Yes, Mom is being cremated, as Dad was five years ago, and after railing and trying to guilt me out of my desire to be cremated. She was so invested in monuments and graves and places to go on Memorial Day to place flowers and parade her grief. How could I even consider being cremated? It was a slap in the family's face, but I was adamant, and remain adamant, that I will be cremated. I think Mom came around to the idea when The Mushroom told her he wanted to be cremated. I was always the trail breaker, the first to step out against tradition, but nothing ever caught on until one of my younger siblings took a step in the same direction as if they were the first. Mom will be cremated but not without her parade of grief and show of friends and family.
Family you can pretty much count on when someone dies, many of whom will come to make sure it's not an elaborate and costly joke. They want to see the body in its coffin to be sure the person is dead. Oftentimes, funerals remains one of the few times that family still come together, burying old feuds and disagreements to follow the funeral cortege in mourning black. The intricate to-and-fro dance of renewing old ties and catching up on the years of silence continues the tradition of public mourning. Some traditions are bred in the bone and sinew and funerals and mourning (or assuring oneself of) the dead is one of them.

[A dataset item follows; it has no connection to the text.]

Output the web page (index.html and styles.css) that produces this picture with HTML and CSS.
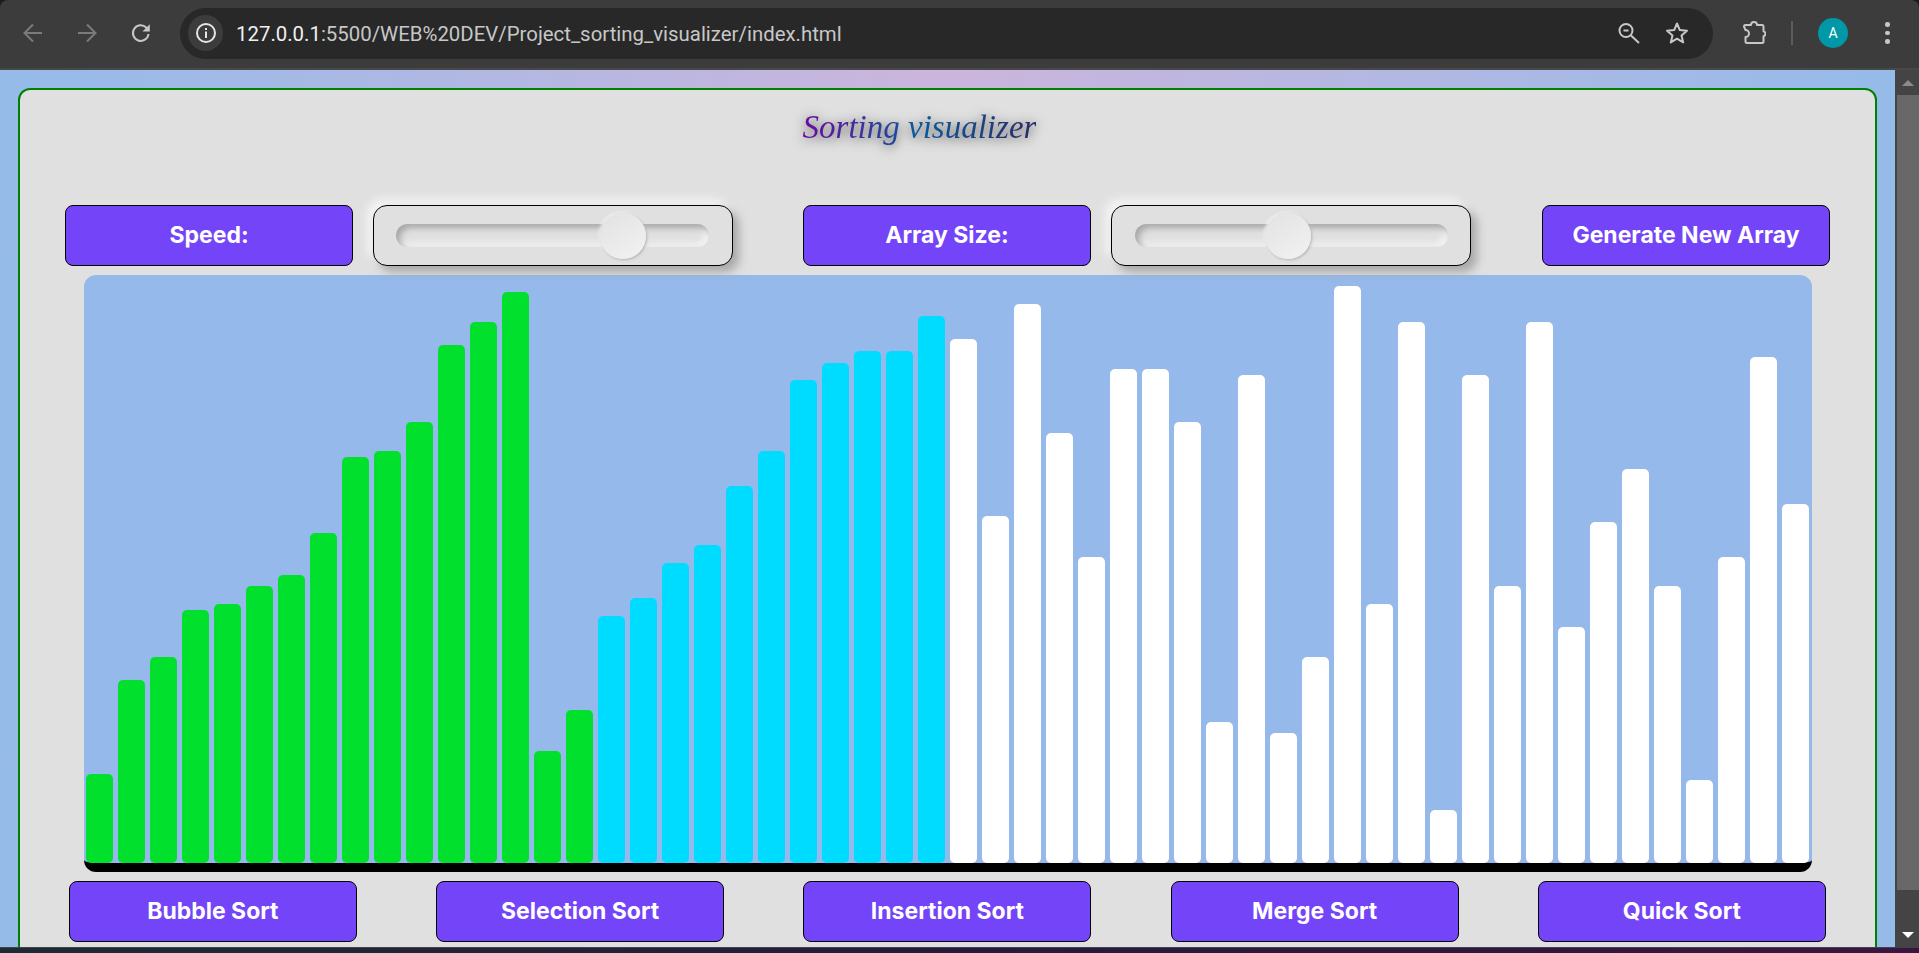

I forget who said or wrote it, but funerals are supposed to be a sign of sentient intelligence. Coming together to mark a passing is proof we have climbed out of the mindless muck and become aware of the gravity and importance of life and death. I wonder how many funerals whoever that was had attended.
Mom told me that she knew she would not be mourned the way Dad was and continues to be mourned. I didn't agree or disagree, but I was curious to know why she thought that, so I asked. "Everyone loved your father and he made friends easily. I am more difficult, not lovable."
How right she was -- and is. She was difficult. No one knew how difficult better than I do.
Mom was vain, selfish, jealous, controlling, manipulative, greedy, and self-centered. She could also be generous and kind -- and she reminded you of how generous and kind at every opportunity, not so much to remind you she had been kind, but to let you know you owed her for her generosity and kindness. To strangers she seemed a kind woman, but even acquaintances soon lost the rosy tint in their glasses. She was implacable and unrelenting in her anger, only softening with age as her memory failed, but even then she clung to the edited version of her life and actions that proved she was an exemplary human being. She wasn't. She was vicious, vindictive, and full of venom, but in that moment when she told me she knew we wouldn't miss her and mourn her as we did Dad, she knew.
There are more than five decades of anger and hurt I could write about (and I will eventually) Mom, but there is really no need right now. Whatever harm she caused, whatever grief and bitterness she left behind, she was a big part of our lives and now she's gone. She died alone hours before she was found face down on the couch, getting her 5-year wish to join Dad. She finally made it. She died.
She leaves behind 4 children, 10 grandchildren, and 10 great grandchildren, 9 of the great grandchildren belonging to my boys. She leaves her brother, the sole remnant of her branch of the vast May clan, and his five children and numerous grandchildren.
As Mom looks down and sees the chaos left in her wake, she is smiling. She would have loved the theater of it all. She died as she lived, a disciple and proponent of chaos.